Toda a movimentação em torno desses critérios havia ocorrido na gestão do presidente da Funai João Carlos Nobre da Veiga, ele também um coronel da reserva, que dirigiu o órgão de setembro de 1979 a outubro de 1981. Meses depois de assumir o cargo em outubro de 1981 e saber, pela imprensa, das novas denúncias sobre os “critérios”, Moreira Leal mandou arquivar todo e qualquer estudo sobre o assunto.
Em memorando dirigido a Hausen, o presidente da Funai escreveu que havia uma “propagação por diversos órgãos da imprensa falada e escrita” a respeito do tema.
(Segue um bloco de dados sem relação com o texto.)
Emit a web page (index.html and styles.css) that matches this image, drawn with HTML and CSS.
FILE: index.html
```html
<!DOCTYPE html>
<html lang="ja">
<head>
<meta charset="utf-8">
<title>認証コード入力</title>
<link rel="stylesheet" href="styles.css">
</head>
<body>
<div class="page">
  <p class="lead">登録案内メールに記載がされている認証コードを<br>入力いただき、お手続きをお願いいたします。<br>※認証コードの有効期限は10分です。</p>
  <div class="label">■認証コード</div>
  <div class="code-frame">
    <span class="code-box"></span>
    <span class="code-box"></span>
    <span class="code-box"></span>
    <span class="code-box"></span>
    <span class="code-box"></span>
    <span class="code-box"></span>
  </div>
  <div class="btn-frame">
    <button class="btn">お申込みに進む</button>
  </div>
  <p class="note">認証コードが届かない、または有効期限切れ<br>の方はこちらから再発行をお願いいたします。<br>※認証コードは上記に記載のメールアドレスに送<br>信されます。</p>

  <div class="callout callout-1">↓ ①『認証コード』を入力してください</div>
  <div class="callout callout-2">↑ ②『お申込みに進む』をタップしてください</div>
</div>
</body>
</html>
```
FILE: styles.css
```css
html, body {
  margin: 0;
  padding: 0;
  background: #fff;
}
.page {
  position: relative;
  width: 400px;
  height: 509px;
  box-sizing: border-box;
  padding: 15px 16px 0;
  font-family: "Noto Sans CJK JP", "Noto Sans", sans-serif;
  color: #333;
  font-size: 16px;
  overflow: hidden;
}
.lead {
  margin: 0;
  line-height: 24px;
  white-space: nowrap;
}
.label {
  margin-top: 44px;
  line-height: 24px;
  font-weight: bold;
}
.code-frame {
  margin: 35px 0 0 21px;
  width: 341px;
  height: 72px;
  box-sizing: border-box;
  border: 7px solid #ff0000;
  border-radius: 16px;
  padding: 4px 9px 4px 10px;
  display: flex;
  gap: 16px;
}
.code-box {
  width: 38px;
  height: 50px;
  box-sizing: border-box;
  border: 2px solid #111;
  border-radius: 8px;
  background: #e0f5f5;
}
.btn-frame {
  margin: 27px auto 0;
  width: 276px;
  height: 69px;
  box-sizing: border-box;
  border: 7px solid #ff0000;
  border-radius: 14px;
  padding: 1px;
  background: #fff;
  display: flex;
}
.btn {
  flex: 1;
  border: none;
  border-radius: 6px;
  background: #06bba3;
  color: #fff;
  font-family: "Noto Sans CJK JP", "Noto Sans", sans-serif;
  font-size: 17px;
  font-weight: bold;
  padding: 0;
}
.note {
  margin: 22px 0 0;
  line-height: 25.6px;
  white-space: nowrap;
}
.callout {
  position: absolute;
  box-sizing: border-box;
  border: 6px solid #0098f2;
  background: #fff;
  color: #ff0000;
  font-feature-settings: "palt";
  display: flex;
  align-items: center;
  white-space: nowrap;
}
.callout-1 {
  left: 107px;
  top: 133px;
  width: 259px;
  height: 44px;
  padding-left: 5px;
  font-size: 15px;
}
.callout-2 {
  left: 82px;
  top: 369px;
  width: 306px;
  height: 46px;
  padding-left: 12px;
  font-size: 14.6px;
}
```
Ele determinou “aos senhores diretores e assessores [que] esclareçam a todos os setores subordinados que esta Presidência jamais autorizou a efetivação desses indicadores, e que, portanto, esse assunto não deve ser mais abordado no âmbito da Funai”.
Em texto distribuído à imprensa no dia 25, a assessoria de comunicação da Funai disse que o objetivo da resolução é “padronizar e dar segurança jurídica ao processo de heteroidentificação, de modo a proteger a identidade indígena e evitar fraudes na obtenção de benefícios sociais voltados a essa população. Os parâmetros irão nortear a atuação da Funai a partir de agora”.
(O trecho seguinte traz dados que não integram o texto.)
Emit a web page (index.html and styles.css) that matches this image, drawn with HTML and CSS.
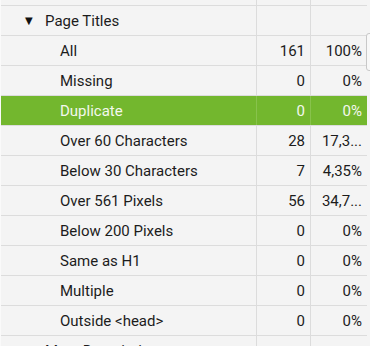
FILE: index.html
```html
<!DOCTYPE html>
<html lang="en">
<head>
    <meta charset="UTF-8">
    <title>Page Titles</title>
    <link rel="stylesheet" href="styles.css">
</head>
<body>
    <div class="tree">
        <div class="row top">
            <div class="cell name"></div>
            <div class="cell num"></div>
            <div class="cell pct"></div>
        </div>
        <div class="row">
            <div class="cell name level1"><span class="arrow">&#9660;</span>Page Titles</div>
            <div class="cell num"></div>
            <div class="cell pct"></div>
        </div>
        <div class="row">
            <div class="cell name level2">All</div>
            <div class="cell num">161</div>
            <div class="cell pct">100%</div>
        </div>
        <div class="row">
            <div class="cell name level2">Missing</div>
            <div class="cell num">0</div>
            <div class="cell pct">0%</div>
        </div>
        <div class="row selected">
            <div class="cell name level2">Duplicate</div>
            <div class="cell num">0</div>
            <div class="cell pct">0%</div>
        </div>
        <div class="row">
            <div class="cell name level2">Over 60 Characters</div>
            <div class="cell num">28</div>
            <div class="cell pct">17,3...</div>
        </div>
        <div class="row">
            <div class="cell name level2">Below 30 Characters</div>
            <div class="cell num">7</div>
            <div class="cell pct">4,35%</div>
        </div>
        <div class="row">
            <div class="cell name level2">Over 561 Pixels</div>
            <div class="cell num">56</div>
            <div class="cell pct">34,7...</div>
        </div>
        <div class="row">
            <div class="cell name level2">Below 200 Pixels</div>
            <div class="cell num">0</div>
            <div class="cell pct">0%</div>
        </div>
        <div class="row">
            <div class="cell name level2">Same as H1</div>
            <div class="cell num">0</div>
            <div class="cell pct">0%</div>
        </div>
        <div class="row">
            <div class="cell name level2">Multiple</div>
            <div class="cell num">0</div>
            <div class="cell pct">0%</div>
        </div>
        <div class="row">
            <div class="cell name level2">Outside &lt;head&gt;</div>
            <div class="cell num">0</div>
            <div class="cell pct">0%</div>
        </div>
        <div class="row">
            <div class="cell name level1"><span class="arrow">&#9654;</span>Meta Description</div>
            <div class="cell num"></div>
            <div class="cell pct"></div>
        </div>
    </div>
    <div class="scroll-thumb"></div>
</body>
</html>
```

FILE: styles.css
```css
body {
    margin: 0;
    background-color: #f4f4f4;
    font-family: Roboto, "Liberation Sans", sans-serif;
    font-size: 15px;
    color: #1c1c1c;
    overflow: hidden;
}
.tree {
    width: 366px;
    display: flex;
    flex-direction: column;
    border-left: 1px solid #fafafa;
}
.row {
    display: flex;
    height: 29px;
    border-bottom: 1px solid #dcdcdc;
}
.row.top {
    height: 5px;
}
.cell {
    display: flex;
    align-items: center;
    box-sizing: border-box;
    white-space: nowrap;
}
.name {
    width: 256px;
    border-right: 1px solid #dcdcdc;
}
.num {
    width: 54px;
    justify-content: flex-end;
    padding-right: 5px;
    border-right: 1px solid #dcdcdc;
}
.pct {
    flex: 1;
    justify-content: flex-end;
    padding-right: 5px;
}
.level1 {
    padding-left: 24px;
}
.level2 {
    padding-left: 59px;
}
.arrow {
    font-family: "DejaVu Sans", sans-serif;
    font-size: 10px;
    width: 20px;
    color: #111;
}
.selected {
    background-color: #73b72e;
    color: #f4f8ee;
}
.selected .cell {
    border-right-color: #88c24c;
}
.scroll-thumb {
    position: absolute;
    left: 366px;
    top: 33px;
    width: 10px;
    height: 36px;
    border: 1px solid #c8c8c8;
    border-radius: 3px;
    background-color: #f8f8f8;
}
```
Segundo a Funai, “a resolução tem respaldo em diversos preceitos jurídicos e estudos realizados no país, e foi elaborada com base em entendimento da Procuradoria Federal Especializada junto à fundação. De acordo com o presidente da Funai, Marcelo Xavier, ainda que se considere que a identidade e o pertencimento étnico não sejam conceitos estáticos, mas processos dinâmicos de construção individual e social, a ausência de critérios na heteroidentificação pode gerar uma banalização da identidade indígena”.
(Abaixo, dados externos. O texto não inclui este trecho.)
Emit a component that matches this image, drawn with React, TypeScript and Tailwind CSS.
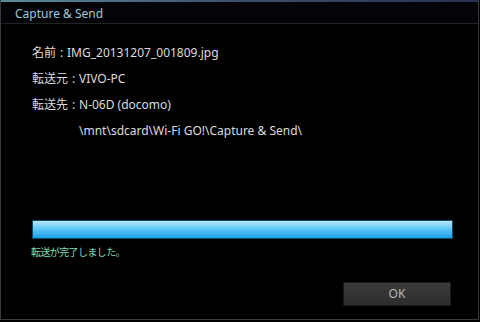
import React from 'react';

const font = { fontFamily: '"Noto Sans", "Noto Sans CJK JP", sans-serif' };

function Row({ label, value }: { label: string; value: string }) {
  return (
    <div className="flex">
      <span>{label}</span>
      <span className="inline-block w-[11px] text-center">:</span>
      <span>{value}</span>
    </div>
  );
}

export default function App() {
  return (
    <div className="w-[480px] h-[322px] bg-black overflow-hidden" style={font}>
      <div className="w-[479px] h-[320px] flex flex-col border-l border-r border-b border-[#3a3a3a]">
        {/* top accent line */}
        <div className="h-[2px] bg-gradient-to-r from-[#5a8c98] via-[#3c4f70] to-[#2a3050]" />

        {/* title bar */}
        <div className="h-[22px] flex items-center px-[14px] pt-[3px] bg-[#040408] border-b border-[#232323]">
          <span className="text-[12px] text-[#9fc8d8] leading-none">Capture &amp; Send</span>
        </div>

        {/* details */}
        <div className="flex flex-col pl-[31px] pt-[16px] text-[12px] text-[#dcdcdc] leading-[26px]">
          <Row label="名前" value="IMG_20131207_001809.jpg" />
          <Row label="転送元" value="VIVO-PC" />
          <Row label="転送先" value="N-06D (docomo)" />
          <div className="pl-[47px]">\mnt\sdcard\Wi-Fi GO!\Capture &amp; Send\</div>
        </div>

        {/* progress */}
        <div className="mt-[76px] ml-[31px] w-[421px] h-[19px] border border-[#0d4a66] bg-gradient-to-b from-[#b6e6fb] via-[#5cc8f6] via-45% to-[#12a0ea]" />
        <div className="ml-[30px] mt-[5px] text-[10px] tracking-[-0.6px] text-[#7fdcb4] leading-[16px]">転送が完了しました。</div>

        {/* buttons */}
        <div className="flex justify-end pr-[27px] mt-[22px]">
          <button className="w-[108px] h-[24px] bg-gradient-to-b from-[#3c3c3c] to-[#2c2c2c] border border-[#1a1a1a] text-[12px] text-[#b8b8b8]">
            OK
          </button>
        </div>
      </div>
    </div>
  );
}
De acordo com a Funai, Xavier afirmou que “a resolução contribui para evitar fraudes e abusos que poderiam acabar subvertendo a função social decorrente da identidade indígena”. “Queremos evitar que oportunistas, sem qualquer identificação étnica com a causa indígena, tenham acesso a territorialidade ou a algum benefício social ou econômico do Governo Federal.”